Ideally, the compact would expand military-to-military partnerships — including joint training exercises, expert exchanges, interoperability, and technology transfers — and increase bilateral military sales. Another source familiar with the negotiations put the likelihood of an announcement on a newly secured agreement at “50-50” given the time crunch diplomats on both sides are up against.
“A lot of this will come up to the last minute,” said the source. “What makes this hard is how quickly this trip has come after Modi’s trip to the U.S. in September.”
Since the end of the Cold War, New Delhi’s roster of military trading partners has expanded beyond Russia, even though Moscow remains its No. 1 defense supplier. In December, the two countries pledged to remain strong partners and agreed to billions of dollars of deals, including the construction of 12 nuclear reactors in India by state-owned Rosatom and the assembly of 400 Russian multi-role helicopters in India.
In an effort for the United States to gain a foothold, many American observers are hoping the United States and India will announce a joint manufacturing project on a specific piece of defense equipment, but the path forward is unclear.

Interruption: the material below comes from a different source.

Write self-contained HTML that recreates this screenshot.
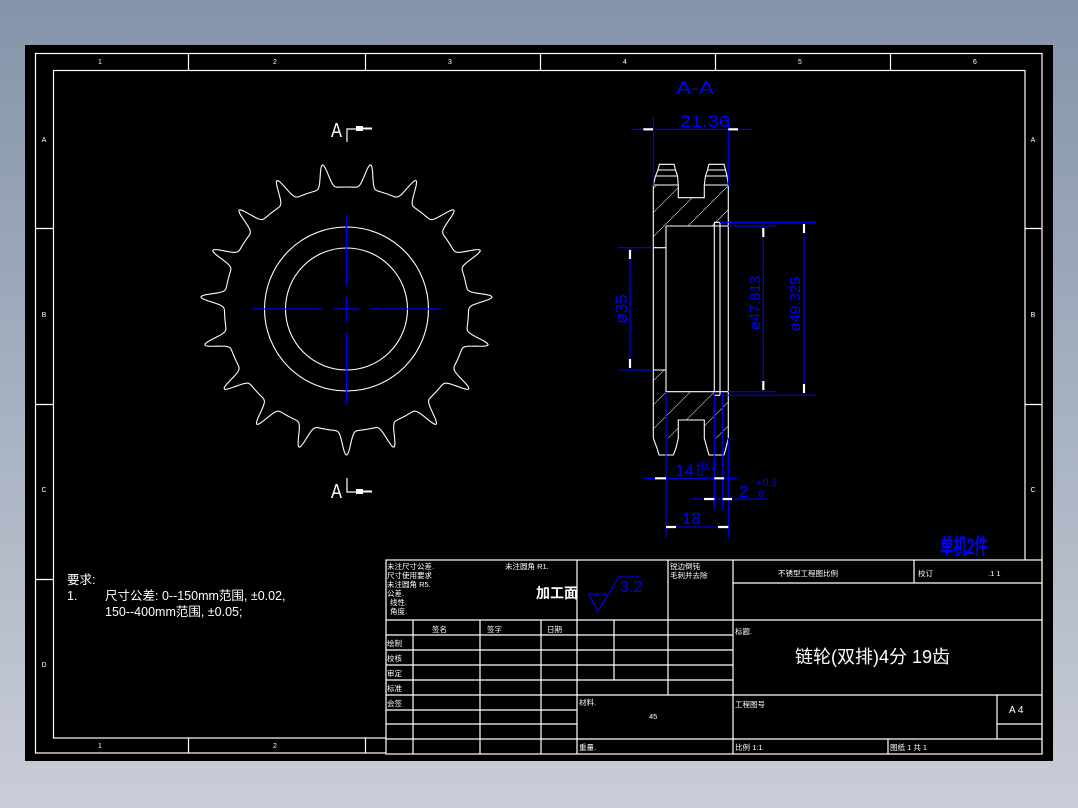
<!DOCTYPE html>
<html><head><meta charset="utf-8"><style>
html,body{margin:0;padding:0;width:1078px;height:808px;overflow:hidden}
text{font-family:"Liberation Sans","Noto Sans CJK SC",sans-serif}
</style></head><body>
<svg width="1078" height="808" viewBox="0 0 1078 808" xmlns="http://www.w3.org/2000/svg">
<defs>
<linearGradient id="bg" x1="0" y1="0" x2="0" y2="1"><stop offset="0" stop-color="#8494aa"/><stop offset="1" stop-color="#c9cdd7"/></linearGradient>
<pattern id="hatch" width="17" height="17" patternUnits="userSpaceOnUse" patternTransform="rotate(45)"><line x1="0" y1="0" x2="0" y2="17" stroke="#fff" stroke-width="1"/></pattern>
</defs>
<rect width="1078" height="808" fill="url(#bg)"/>
<rect x="25" y="45" width="1028" height="716" fill="#000"/>
<g stroke="#fff" fill="none" stroke-width="1.2">
<rect x="35.5" y="53.5" width="1006.5" height="699.5"/>
<rect x="53.5" y="70.5" width="971.5" height="667.5"/>
<path d="M188.5 53v17M365.5 53v17M540.5 53v17M715.5 53v17M890.5 53v17"/>
<path d="M188.5 738v15M365.5 738v15"/>
<path d="M35 228.5h18M35 404.5h18M35 579.5h18M1025 228.5h17M1025 404.5h17M1025 579.5h17"/>
</g>
<g fill="#fff" font-size="7" text-anchor="middle">
<text x="100" y="64">1</text><text x="275" y="64">2</text><text x="450" y="64">3</text><text x="625" y="64">4</text><text x="800" y="64">5</text><text x="975" y="64">6</text>
<text x="100" y="748">1</text><text x="275" y="748">2</text>
<text x="44" y="142">A</text><text x="44" y="317">B</text><text x="44" y="492">C</text><text x="44" y="667">D</text>
<text x="1033" y="142">A</text><text x="1033" y="317">B</text><text x="1033" y="492">C</text><text x="1033" y="667">D</text>
</g>

<path id="gear" stroke="#fff" fill="none" stroke-width="1.1" d=""/>
<circle cx="346.5" cy="309" r="82" stroke="#fff" fill="none" stroke-width="1.1"/>
<circle cx="346.5" cy="309" r="61" stroke="#fff" fill="none" stroke-width="1.1"/>
<g stroke="#00f" stroke-width="1.3">
<path d="M252 309h70M334 309h25M371 309h70"/>
<path d="M346.5 215v70M346.5 297v24M346.5 333v70"/>
</g>
<g fill="#fff" font-size="20">
<text x="331" y="137" textLength="11" lengthAdjust="spacingAndGlyphs">A</text>
<text x="331" y="498" textLength="11" lengthAdjust="spacingAndGlyphs">A</text>
</g>
<g stroke="#fff" fill="none" stroke-width="1.2">
<path d="M347 142v-13h10M347 478v14h10"/>
</g>
<g fill="#fff"><rect x="356" y="126" width="7" height="5"/><rect x="363" y="127.5" width="9" height="2"/><rect x="356" y="489" width="7" height="5"/><rect x="363" y="490.5" width="9" height="2"/></g>

<path d="M653.3 185H728.3V226H666V248H653.3Z M653.3 370H666V391.7H728.3V438.3H653.3Z" fill="url(#hatch)"/>
<rect x="678.3" y="185" width="26" height="12.7" fill="#000"/>
<rect x="678.3" y="420" width="26" height="18.3" fill="#000"/>
<g stroke="#fff" fill="none" stroke-width="1.1">
<path d="M653.3 185L655.5 176L658 170L659.3 164.3H674L675.5 170L677.5 176L678.3 185V197.7H704.3V185L705.5 176L707.5 170L709 164.3H724L725.5 170L727 176L728.3 185"/>
<path d="M653.3 185H678.3M704.3 185H728.3M655.5 176H677.5M705.5 176H727M658 170H675.5M707.5 170H725.5"/>
<path d="M653.3 185V438.3M728.3 185V438.3"/>
<path d="M653.3 438.3L657 448L659 455H673.3L676 448L678.3 438.3V420H704.3V438.3L707 448L709 455H724L726 448L728.3 438.3"/>
<path d="M666 226H728.3M666 391.7H728.3M666 226V391.7M653.3 247.7H666M653.3 370H666"/>
<rect x="714.3" y="222.3" width="5.7" height="173"/>
</g>
<g stroke="#00f" fill="none" stroke-width="1.1">
<path d="M631 129.3H752M653.3 117V186M728.3 117V186"/>
<path d="M630 248V370M618 247.7H653M618 370H653"/>
<path d="M728 226H776M728 391.7H776M763.3 226V391.7"/>
<path d="M720 222.3H816M720 395.3H816M804 222.3V395.3"/>
<path d="M666 392V538M728.3 438V538M714.3 392V510M722.7 392V510"/>
<path d="M643.3 478.3H737M692 499H768M666 527H728.3"/>
</g>
<g stroke="#fff" stroke-width="2.2">
<path d="M643.3 129.3H653M728.3 129.3H738M630 250V259M630 359V368M763.3 228V237M763.3 381V390M804 224V233M804 384V393M655 478.3H666M714.3 478.3H724M704 499H714.3M722.7 499H732M666 527H676M718 527H728.3"/>
</g>
<g fill="#00f">
<text x="676" y="94" font-size="18" textLength="38" lengthAdjust="spacingAndGlyphs">A-A</text>
<text x="680" y="127" font-size="17" textLength="50" lengthAdjust="spacingAndGlyphs">21.36</text>
<text transform="translate(627,309) rotate(-90)" font-size="17" text-anchor="middle">ø35</text>
<text transform="translate(760,303) rotate(-90)" font-size="15" text-anchor="middle">ø47.813</text>
<text transform="translate(800,304) rotate(-90)" font-size="15" text-anchor="middle">ø49.325</text>
<text x="675" y="476" font-size="17">14</text><text x="695" y="469" font-size="11">+0.1</text><text x="697" y="476" font-size="11">0</text>
<text x="739" y="497" font-size="17">2</text><text x="756" y="486" font-size="11">+0.1</text><text x="758" y="497" font-size="11">0</text>
<text x="682" y="524" font-size="17">18</text>
</g>
<text x="940" y="554" fill="#00f" font-size="22" font-weight="bold" textLength="48" lengthAdjust="spacingAndGlyphs">单机2件</text>

<g fill="#fff" font-size="12.5">
<text x="67" y="584">要求:</text>
<text x="67" y="600">1.</text>
<text x="105" y="600">尺寸公差: 0--150mm范围,  ±0.02,</text>
<text x="105" y="616">150--400mm范围,  ±0.05;</text>
</g>

<g stroke="#fff" fill="none" stroke-width="1.2">
<rect x="386" y="560" width="656" height="194" fill="#000"/>
<path d="M386 620H1042M733 583H1042M733 695H1042M386 739H1042M997 724H1042M997 695V739"/>
<path d="M386 635H733M386 650H733M386 665H733M386 680H733M386 695H733M386 710H577M386 724H577"/>
<path d="M577 560V620M668 560V620M733 560V754M914 560V583"/>
<path d="M413 620V754M480 620V754M541 620V754M577 620V754M614 620V680M668 620V695M888 739V754"/>
</g>
<g fill="#fff" font-size="7.5">
<text x="387" y="569">未注尺寸公差.</text><text x="387" y="578">尺寸使用要求</text><text x="387" y="587">未注圆角 R5.</text><text x="387" y="596">公差.</text><text x="390" y="605">线性.</text><text x="390" y="614">角度.</text>
<text x="505" y="569">未注圆角 R1.</text>
<text x="670" y="569">锐边倒钝</text><text x="670" y="578">毛刺并去除</text>
<text x="778" y="576">不锈型工程图比例</text><text x="918" y="576">校订</text><text x="988" y="576">.1 1</text>
<text x="432" y="632">签名</text><text x="487" y="632">签字</text><text x="547" y="632">日期</text>
<text x="387" y="646">绘制</text><text x="387" y="661">校核</text><text x="387" y="676">审定</text><text x="387" y="691">标准</text><text x="387" y="706">会签</text>
<text x="579" y="705">材料.</text><text x="649" y="719">45</text><text x="579" y="750">重量.</text>
<text x="735" y="634">标题.</text><text x="735" y="707">工程图号</text><text x="735" y="750">比例 1:1</text><text x="890" y="750">图纸 1 共 1</text>
<text x="1009" y="713" font-size="10">A 4</text>
</g>
<text x="536" y="598" fill="#fff" font-size="14" font-weight="bold">加工面</text>
<path d="M588.5 594H606.5M588.5 594L598 611L618.5 577H640.7" stroke="#00f" fill="none" stroke-width="1.1"/>
<text x="620" y="592" fill="#00f" font-size="16">3.2</text>
<text x="795" y="663" fill="#fff" font-size="18">链轮(双排)4分 19齿</text>

<script>
(function(){
var cx=346.5,cy=309,N=19,d='';
for(var i=0;i<=1900;i++){
 var a=i/1900*2*Math.PI;
 var rel=(a-Math.PI/2)/(2*Math.PI/N);
 var u=rel-Math.round(rel);
 var r=122+24*Math.exp(-Math.pow(u/0.12,2));
 var x=cx+r*Math.cos(a),y=cy+r*Math.sin(a);
 d+=(i?'L':'M')+x.toFixed(2)+' '+y.toFixed(2);
}
document.getElementById('gear').setAttribute('d',d+'Z');
})();
</script>
</svg>
</body></html>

Until recently, the front-runner for this initiative was the Javelin weapons system, a ground-based anti-tank missile built by Lockheed Martin and Raytheon. But in October, India announced a $525 million deal to buy Israeli Spike anti-tank missiles, raising doubts about the prospects of the Javelin deal. Still, sources say the two sides may still collaborate on Javelin anti-tank missiles or another defense project. Such technology transfers play to both countries’ objectives: They help India advance its own domestic defense industry and often come with implicit guarantees that New Delhi will purchase American-produced weapons systems.
“If the two countries do manage to tee up another project — or decide to go ahead with Javelin — it will signal a breakthrough in U.S.-India defense ties, and also a boost for Modi’s ‘Make in India’ initiative,” said the American Enterprise Institute’s Sadanand Dhume.
Still, if diplomats don’t manage to complete a deal in time for this month’s trip, many see the announcement of a joint project as inevitable in Obama’s last two years in office. “Expectations for a new piece of military technology that the two countries will produce and co-develop have been heightened for this visit,” said Milan Vaishnav, an India expert at the Carnegie Endowment for International Peace. “It increasingly seems like it’s only a matter of time.”
Pakistan
A perennial sticking point between the two countries is America’s long and troubled security relationship with Pakistan, which receives roughly $2 billion in annual security aid from Washington.
Ahead of Kerry’s arrival in India this weekend, Islamabad accused New Delhi of killing four civilians on the India-Pakistan border. In response to the allegations, India said one of its border guards was killed in an offensive against those four Pakistanis, who New Delhi says were plotting an attack on Indian territory, which Pakistan disputes.
The border skirmish coincided with inaccurate reports in the Indian press stating that Secretary Kerry issued a certification of progress to Pakistan related to its counterterrorism measures under a U.S. law known as the Kerry-Lugar-Berman bill. Although U.S. assistance to Pakistan continues, the State Department denied making a declaration of Pakistan’s progress on fighting terrorists. (The United States and India have both expressed strong dissatisfaction with Pakistan’s efforts to fight violent extremists in recent years.)
Though Modi is unlikely to make Pakistan a focal point of the visit, America’s ties to Islamabad’s security apparatus are unlikely to avoid mention. “India can simply not understand why the United States continues to engage the Pakistani security establishment, which has links to radical organizations that target Indians and Americans,” said Kugelman.
In recent weeks, rumors circulated that Obama might add a last-minute stop in Islamabad, but experts say that’s unlikely on this trip. “The U.S. has invested a lot of diplomatic effort in ‘de-hyphenating’ the India-Pakistan relationship,” said Dhume. “An unscheduled visit to Islamabad will be seen by New Delhi as a poke in the eye.” To mollify Pakistan’s generals, Kerry will visit Pakistan instead of Obama.
The Environment
Another top priority for the White House is an expanded agreement on the environment and greenhouse gas emissions with India, after Obama clinched a landmark green deal with China in November. The two countries are expected to announce joint efforts to combat climate change during the visit, which is seen as a crucial opportunity to convince one of the globe’s biggest carbon polluters to become more proactive on the issue. (India is the third-biggest producer of greenhouse gas emissions, behind China and the United States.)
However, the two leaders are only expected to announce a modest set of initiatives aimed at expanding research and access to clean and renewable energy technology — nothing quite as ambitious as the milestone deal struck in November between the Washington and Beijing to reduce carbon pollution.
“There is a potentially grand bargain to be had on energy and climate,” said Carnegie’s Vaishnav, noting Washington’s commitment to climate change and India’s interest in shale and liquefied natural gas exports. “But we know we’re not going to get a deal similar to the U.S.-China agreement.”
Lowering expectations in December, Todd Stern, the State Department’s climate change envoy, said, “I am expecting a useful meeting but we don’t have anything in the works of the kind that we were involved with in China.”
Trade
Another major objective of the trip is to boost trade and investment between the two countries, for which the State Department is now laying the groundwork. On Saturday, Kerry will travel to Modi’s home state to attend the Vibrant Gujarat Global Investors Summit. The United States will participate as an official partner in the meeting, which was first launched in 2003 with the goal of attracting foreign direct investment to the region bordering Pakistan.
The two sides already resolved a divisive dispute over food subsidies in November, which threatened to upend a World Trade Organization deal to reduce international trade barriers. The next step for the two countries is to boost the two-way trade between the United States and India from $100 billion to $500 billion — a target agreed upon by both but with no immediate deadline.